Most people would agree that run of the mill average middle class teen-aged boys lack maturity, discretion and impulse control.    Now imagine exposing impoverished disadvantaged teens to gang rhetoric, the false promise of gang life, crack cocaine, cash money, sex and firearms.  The “child soldier” presents a serious threat to the safety of Winnipeg residents and Police Officers alike.  They’re armed, dangerous and have little concern for the ramifications of shooting or killing someone.  A significant number of these youths end up getting killed or serving life sentences for murder.

Yet, the debate rages on.

The brazen killing of Nigel Dixon is yet another wake up call for all of us.  It’s the same message we received from the killings of Anthony Woodhouse, Joseph Mcleod and Phil Haiart.

Now it’s up to us what we do with that message.

Can we get to the promise land with “Crime prevention through social development?”

In isolation, I doubt it.

Confronting this kind of crime requires “intellectual ownership” of the crime problem, a committed tactical plan and boots on the ground to do the heavy lifting.

A whole lot of boots.


  1. James G Jewell

    Not to worry, I view criticism as an opportunity to improve what I do.

    Having spent hours with many of these these kids I can assure you these kids have more similarities with the kids carrying guns in Africa than people might think. Many of these kids are controlled by violence, brutally assaulted, burned with cigarettes, forced to work in crack shacks, are turned on to crack cocaine, became addicts, are given guns and ordered to do shootings under threat of death.

    Many of them have had siblings or parents killed or severely injured by gangsters.

    Maybe if we thought of them more in the context of the African child soldiers people might be moved to do something about it.

    Not everyone gets it, glad you do.

  2. James, I usually agree with you on most everything… but to nitpick, I wouldn’t put child soldiers in quotation marks. I’d say that child soldiers is exactly what they are! Unfortunately, when people think of child soldiers, they think of kids carrying guns in Africa under the influence of immoral and heinous adults, and not about the kids in the same situation on the streets of Winnipeg.

  3. James G Jewell


    Thank-you very much for your thoughtful response and words of wisdom.

    Much appreciated…

  4. Darrell Horn

    Dear James:

    I agree completely, as one involved in providing social development programming, that in isolation, these efforts will not have a significant impact on crime. A ‘carrot and stick’ approach is often described, and has the potential to be effective, if, and only if, the weight of the carrot is somewhat proportional to the weight of the stick.

    I would propose a ‘one at a time model’. Families break down one at a time, kids join gangs one at a time, then they commit crimes that they are investigated for, arrested, prosecuted, sentenced, then are incarcerated or otherwise disposed of, you guessed it, one at a time. Of course, each and every step of the criminal justice system involves the expenditure of a tremendous amount of treasure by our society, in everything from the price we pay in loss of personal security, to the direct costs of law enforcement, prosecutions and penology.

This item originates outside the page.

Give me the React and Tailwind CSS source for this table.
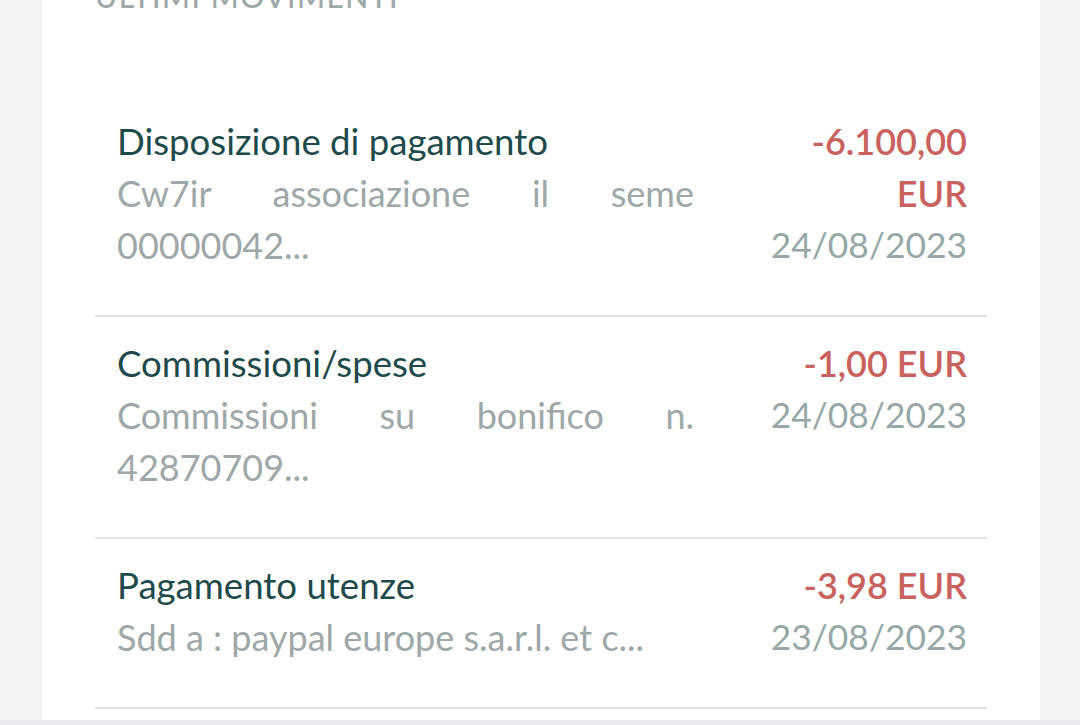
const rows = [
  {
    title: "Disposizione di pagamento",
    desc: "Cw7ir associazione il seme 00000042...",
    amount: "-6.100,00 EUR",
    date: "24/08/2023",
  },
  {
    title: "Commissioni/spese",
    desc: "Commissioni su bonifico n. 42870709...",
    amount: "-1,00 EUR",
    date: "24/08/2023",
  },
  {
    title: "Pagamento utenze",
    desc: "Sdd a : paypal europe s.a.r.l. et c...",
    amount: "-3,98 EUR",
    date: "23/08/2023",
  },
];

const MovementRow = ({ row }) => (
  <div className="flex gap-[61px] pl-[22px] pr-[20px] pt-[20px] pb-[44px] border-b-2 border-[#e2e2e2]">
    <div className="flex-1 min-w-0 leading-[52px]">
      <div className="text-[36.6px] text-[#1f4a4c]">{row.title}</div>
      <div className="text-[36px] text-[#9ea8a8] text-justify">{row.desc}</div>
    </div>
    <div className="w-[212px] shrink-0 text-right leading-[52px]">
      <div className="text-[36px] font-semibold text-[#c9625f]">{row.amount}</div>
      <div className="text-[35.4px] text-[#97a7a7]">{row.date}</div>
    </div>
  </div>
);

export default function App() {
  return (
    <div className="h-[725px] overflow-hidden bg-[#f3f3f3] font-['Lato',sans-serif]">
      <div className="ml-[42px] w-[998px] h-[720px] bg-white overflow-hidden">
        <div className="px-[53px]">
          <h2 className="-mt-[22px] h-[117px] text-[30px] leading-[36px] tracking-[0.05em] text-[#9ea8a8] font-medium">
            ULTIMI MOVIMENTI
          </h2>
          {rows.map((row) => (
            <MovementRow key={row.title} row={row} />
          ))}
        </div>
      </div>
      <div className="h-[5px] bg-[#e6eaed]" />
    </div>
  );
}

Then not least of which, are the costs of the risks and sacrifices undertaken by those on the front lines fighting crime. Finally, undertake if you will, to quantify the tremendous cost to us all in lost human potential and consider where resources manifested in the struggle could otherwise be employed.

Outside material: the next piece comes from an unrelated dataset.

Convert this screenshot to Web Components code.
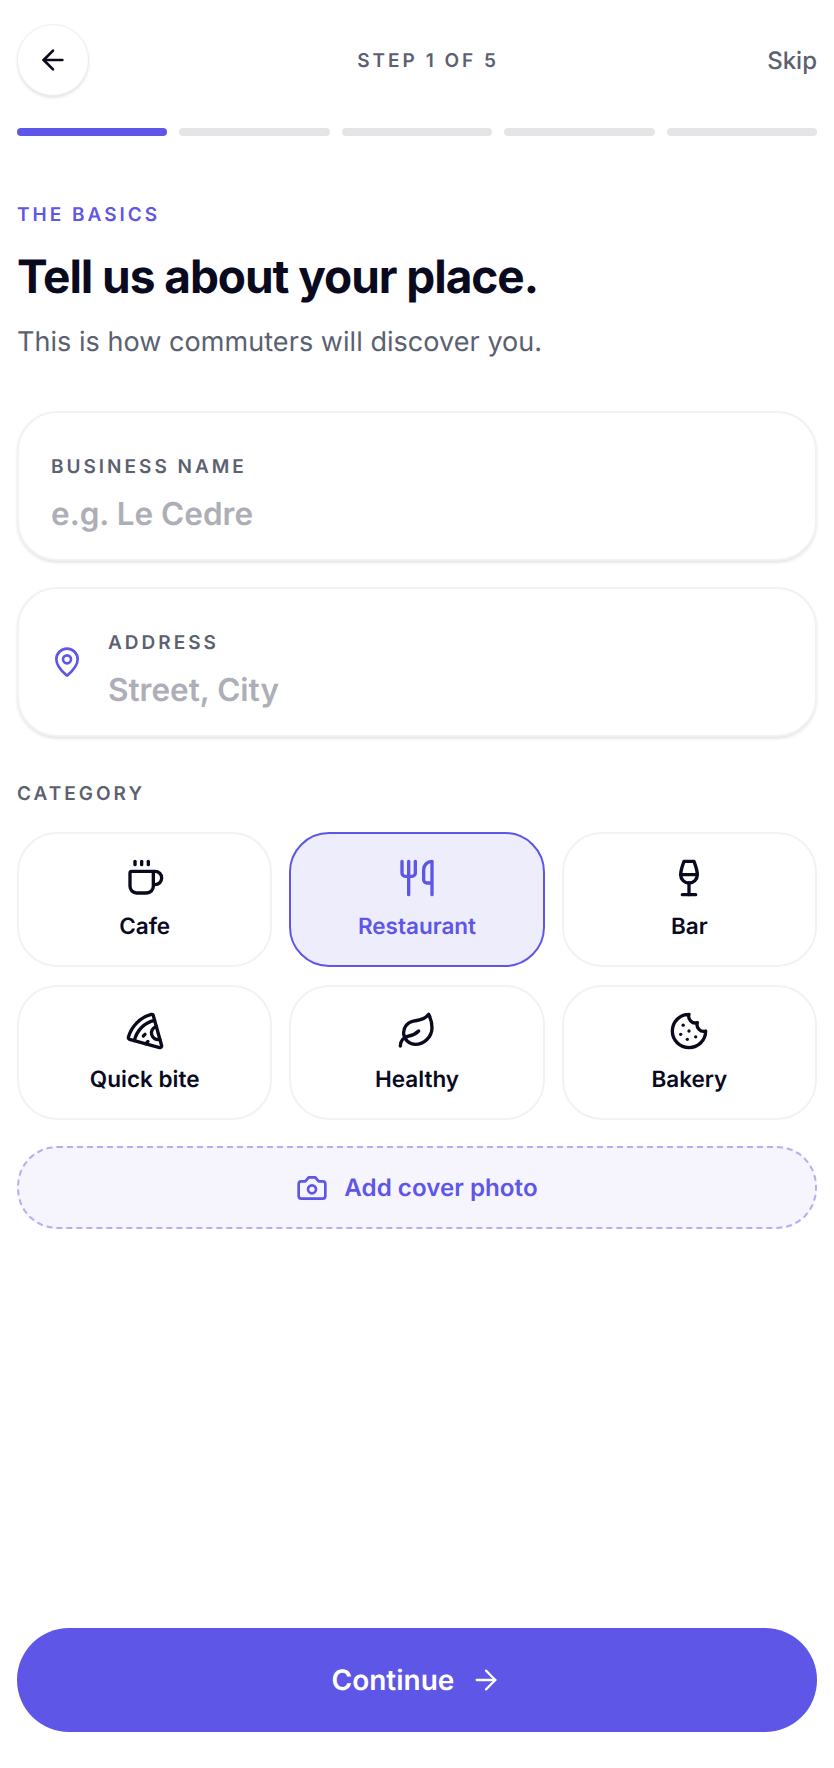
<!DOCTYPE html>
<html lang="en">
<head>
<meta charset="utf-8">
<title>Tell us about your place</title>
<style>
html, body { margin: 0; background: #fff; }
body { font-family: Inter, "Liberation Sans", sans-serif; color: #0a0a1f; text-rendering: geometricPrecision; }
</style>
</head>
<body>
<onboard-screen>
  <wizard-header slot="header" step="STEP 1 OF 5" action="Skip"></wizard-header>
  <step-progress slot="header" total="5" current="1"></step-progress>
  <intro-block slot="intro" eyebrow="THE BASICS" title="Tell us about your place." sub="This is how commuters will discover you."></intro-block>
  <field-card label="BUSINESS NAME" placeholder="e.g. Le Cedre"></field-card>
  <field-card label="ADDRESS" placeholder="Street, City" icon="pin"></field-card>
  <category-grid label="CATEGORY">
    <category-tile icon="coffee">Cafe</category-tile>
    <category-tile icon="utensils" selected>Restaurant</category-tile>
    <category-tile icon="wine">Bar</category-tile>
    <category-tile icon="pizza">Quick bite</category-tile>
    <category-tile icon="leaf">Healthy</category-tile>
    <category-tile icon="cookie">Bakery</category-tile>
  </category-grid>
  <photo-button>Add cover photo</photo-button>
  <primary-button slot="footer">Continue</primary-button>
</onboard-screen>

<script>
// icon bodies, lucide style 24 box
const ICONS = {
  back: '<path d="m12 19-7-7 7-7"/><path d="M19 12H5"/>',
  next: '<path d="M5 12h14"/><path d="m12 5 7 7-7 7"/>',
  pin: '<path d="M20 10c0 4.993-5.539 10.193-7.399 11.799a1 1 0 0 1-1.202 0C9.539 20.193 4 14.993 4 10a8 8 0 0 1 16 0"/><circle cx="12" cy="10" r="3"/>',
  coffee: '<path d="M10 2v2"/><path d="M14 2v2"/><path d="M16 8a1 1 0 0 1 1 1v8a4 4 0 0 1-4 4H7a4 4 0 0 1-4-4V9a1 1 0 0 1 1-1h14a4 4 0 1 1 0 8h-1"/><path d="M6 2v2"/>',
  utensils: '<path d="M3 2v7c0 1.1.9 2 2 2h4a2 2 0 0 0 2-2V2"/><path d="M7 2v20"/><path d="M21 15V2a5 5 0 0 0-5 5v6c0 1.1.9 2 2 2h3Zm0 0v7"/>',
  wine: '<path d="M8 22h8"/><path d="M7 10h10"/><path d="M12 15v7"/><path d="M12 15a5 5 0 0 0 5-5c0-2-.5-4-2-8H9c-1.5 4-2 6-2 8a5 5 0 0 0 5 5Z"/>',
  pizza: '<path d="m12 14-1 1"/><path d="m13.75 18.25-1.25 1.42"/><path d="M17.775 5.654a15.68 15.68 0 0 0-12.121 12.12"/><path d="M18.8 9.3a1 1 0 0 0 2.1 7.7"/><path d="M21.964 20.732a1 1 0 0 1-1.232 1.232l-18-5a1 1 0 0 1-.695-1.232A19.68 19.68 0 0 1 15.732 2.037a1 1 0 0 1 1.232.695z"/>',
  leaf: '<path d="M11 20A7 7 0 0 1 9.8 6.1C15.5 5 17 4.48 19 2c1 2 2 4.18 2 8 0 5.5-4.78 10-10 10Z"/><path d="M2 21c0-3 1.85-5.36 5.08-6C9.5 14.52 12 13 13 12"/>',
  cookie: '<path d="M12 2a10 10 0 1 0 10 10 4 4 0 0 1-5-5 4 4 0 0 1-5-5"/><path d="M8.5 8.5v.01"/><path d="M16 15.5v.01"/><path d="M12 12v.01"/><path d="M11 17v.01"/><path d="M7 14v.01"/>',
  camera: '<path d="M14.5 4h-5L7 7H4a2 2 0 0 0-2 2v9a2 2 0 0 0 2 2h16a2 2 0 0 0 2-2V9a2 2 0 0 0-2-2h-3l-2.5-3z"/><circle cx="12" cy="13" r="3"/>'
};

class UiIcon extends HTMLElement {
  connectedCallback() {
    const size = this.getAttribute('size') || 40;
    const sw = this.getAttribute('stroke') || 2;
    const root = this.shadowRoot || this.attachShadow({mode: 'open'});
    root.innerHTML = `<style>:host{display:block;width:${size}px;height:${size}px;flex:none} svg{display:block}</style>
      <svg width="${size}" height="${size}" viewBox="0 0 24 24" fill="none" stroke="currentColor" stroke-width="${sw}" stroke-linecap="round" stroke-linejoin="round">${ICONS[this.getAttribute('name')] || ''}</svg>`;
  }
}
customElements.define('ui-icon', UiIcon);

const screenTmpl = document.createElement('template');
screenTmpl.innerHTML = `<style>
  :host { display: flex; flex-direction: column; box-sizing: border-box; width: 834px; height: 1768px; padding: 24px 17px 36px; }
  .fields { display: flex; flex-direction: column; gap: 26px; }
  footer { margin-top: auto; }
</style>
<slot name="header"></slot>
<slot name="intro"></slot>
<div class="fields"><slot></slot></div>
<footer><slot name="footer"></slot></footer>`;
class OnboardScreen extends HTMLElement {
  constructor() {
    super();
    this.attachShadow({mode: 'open'}).appendChild(screenTmpl.content.cloneNode(true));
  }
}
customElements.define('onboard-screen', OnboardScreen);

class WizardHeader extends HTMLElement {
  connectedCallback() {
    this.attachShadow({mode: 'open'}).innerHTML = `<style>
      :host { display: flex; justify-content: space-between; align-items: center; height: 72px; }
      button { all: unset; box-sizing: border-box; width: 72px; height: 72px; border-radius: 50%; background: #fff; border: 1.5px solid #eeeef0;
        box-shadow: 0 2px 3px rgba(10,10,31,.1); display: flex; align-items: center; justify-content: center; color: #0a0a1f; }
      .step { font-size: 19px; font-weight: 600; letter-spacing: 3px; color: #5b6170; }
      .skip { font-size: 24px; font-weight: 500; color: #5b6170; }
    </style>
    <button aria-label="Back"><ui-icon name="back" size="32"></ui-icon></button>
    <span class="step">${this.getAttribute('step')}</span>
    <span class="skip">${this.getAttribute('action')}</span>`;
  }
}
customElements.define('wizard-header', WizardHeader);

class StepProgress extends HTMLElement {
  connectedCallback() {
    const total = +this.getAttribute('total');
    const current = +this.getAttribute('current');
    let bars = '';
    for (let i = 1; i <= total; i++) bars += `<i class="${i <= current ? 'on' : ''}"></i>`;
    this.attachShadow({mode: 'open'}).innerHTML = `<style>
      :host { display: flex; gap: 12px; margin-top: 32px; }
      i { flex: 1; height: 8px; border-radius: 4px; background: #e5e5e7; }
      i.on { background: #5e56e6; }
    </style>${bars}`;
  }
}
customElements.define('step-progress', StepProgress);

class IntroBlock extends HTMLElement {
  connectedCallback() {
    this.attachShadow({mode: 'open'}).innerHTML = `<style>
      :host { display: block; margin-top: 68px; margin-bottom: 51px; }
      .eyebrow { font-size: 19px; line-height: 22px; font-weight: 600; letter-spacing: 3px; color: #5e56e6; }
      h1 { margin: 23px 0 0; font-size: 46px; line-height: 56px; font-weight: 700; letter-spacing: -1.05px; color: #0a0a1f; }
      p { margin: 19px 0 0; font-size: 27px; line-height: 36px; letter-spacing: .05px; color: #5b6170; }
    </style>
    <div class="eyebrow">${this.getAttribute('eyebrow')}</div>
    <h1>${this.getAttribute('title')}</h1>
    <p>${this.getAttribute('sub')}</p>`;
  }
}
customElements.define('intro-block', IntroBlock);

class FieldCard extends HTMLElement {
  connectedCallback() {
    const icon = this.getAttribute('icon');
    this.attachShadow({mode: 'open'}).innerHTML = `<style>
      :host { display: flex; align-items: center; gap: 25px; box-sizing: border-box; height: 150px; padding: 0 32px; background: #fff;
        border: 2px solid #f2f2f4; border-radius: 40px; box-shadow: 0 2px 3px rgba(10,10,31,.1); }
      .text { padding-top: 17px; }
      .label { font-size: 19px; line-height: 22px; font-weight: 600; letter-spacing: 3px; color: #5b6170; }
      .ph { margin-top: 16px; font-size: 31.5px; line-height: 40px; font-weight: 600; color: #aeaeb6; }
      ui-icon { color: #5e56e6; }
    </style>
    ${icon ? `<ui-icon name="${icon}" size="32"></ui-icon>` : ''}
    <div class="text">
      <div class="label">${this.getAttribute('label')}</div>
      <div class="ph">${this.getAttribute('placeholder')}</div>
    </div>`;
  }
}
customElements.define('field-card', FieldCard);

class CategoryGrid extends HTMLElement {
  connectedCallback() {
    this.attachShadow({mode: 'open'}).innerHTML = `<style>
      :host { display: block; margin-top: 20px; }
      .label { font-size: 19px; line-height: 22px; font-weight: 600; letter-spacing: 3px; color: #5b6170; margin-bottom: 27px; }
      .grid { display: grid; grid-template-columns: repeat(3, 1fr); column-gap: 17px; row-gap: 18px; }
    </style>
    <div class="label">${this.getAttribute('label')}</div>
    <div class="grid"><slot></slot></div>`;
  }
}
customElements.define('category-grid', CategoryGrid);

class CategoryTile extends HTMLElement {
  connectedCallback() {
    this.attachShadow({mode: 'open'}).innerHTML = `<style>
      :host { display: flex; flex-direction: column; align-items: center; justify-content: center; gap: 15px; box-sizing: border-box; height: 135px; padding-bottom: 1px;
        background: #fff; border: 2px solid #f2f2f4; border-radius: 40px; color: #0a0a1f; font-size: 22.5px; line-height: 28px; font-weight: 600; }
      :host([selected]) { background: #eeedfb; border-color: #5e56e6; color: #5e56e6; }
    </style>
    <ui-icon name="${this.getAttribute('icon')}" size="40"></ui-icon>
    <slot></slot>`;
  }
}
customElements.define('category-tile', CategoryTile);

class PhotoButton extends HTMLElement {
  connectedCallback() {
    this.attachShadow({mode: 'open'}).innerHTML = `<style>
      :host { display: flex; align-items: center; justify-content: center; gap: 16px; box-sizing: border-box; height: 83px; background: #f6f5fd;
        border: 2px dashed #b5aef2; border-radius: 40px; color: #5e56e6; font-size: 24.2px; font-weight: 600; }
    </style>
    <ui-icon name="camera" size="32"></ui-icon>
    <slot></slot>`;
  }
}
customElements.define('photo-button', PhotoButton);

class PrimaryButton extends HTMLElement {
  connectedCallback() {
    this.attachShadow({mode: 'open'}).innerHTML = `<style>
      :host { display: flex; align-items: center; justify-content: center; gap: 16px; height: 104px; border-radius: 52px; background: #5e56e6;
        color: #fff; font-size: 28px; font-weight: 600; }
    </style>
    <slot></slot>
    <ui-icon name="next" size="32" stroke="1.7"></ui-icon>`;
  }
}
customElements.define('primary-button', PrimaryButton);
</script>
</body>
</html>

    Well, just as all the battles of the criminal justice system are one at a time, singular events, so are the countervailing interventions that will be required to forestall or reverse the course. You build families and create positive futures for youth, you guessed it, one at a time, with interventions that are just as singular and unique as the circumstances of every childs dysfunction. There is no ‘fluoride for the water’ that will eliminate crime. It’s a complex system that requires complex interventions; lot’s of different carrots and lots of different sticks. But let’s do all we can to provide positive, singular and specific interventions in the lives of at risk youth, in proportion to the weight of the stick. Sticks, whatever the kind, balls and skipping ropes are no more a solution than is locking up every bad actor and throwing away the key. There’s not enough room in the penalty box. In short, I believe we need a one at a time, one on one, range of solutions to the problem. The great advantage we have in the fight is knowing that in multiple studies it has been determined that every dollar spent in high quality, well targeted social programming will exponentially reduce the direct costs of our justice system, and the dreadful consequences associated with crime.

    Thank you for providing a forum for this discussion.

    Darrell Horn
    President, Broadway Neighbourhood Centre

  5. James G Jewell

    “Senseless” about sums it up….appreciate your comments.

  6. I agree. I see positives with the chiefs views and plan but I think something needs to be done immidiately. As someone who works in enforcment in the downtown and north end area I’ve seen first hand how sensless this violence in our city has become. It truly is time to put boots to ass!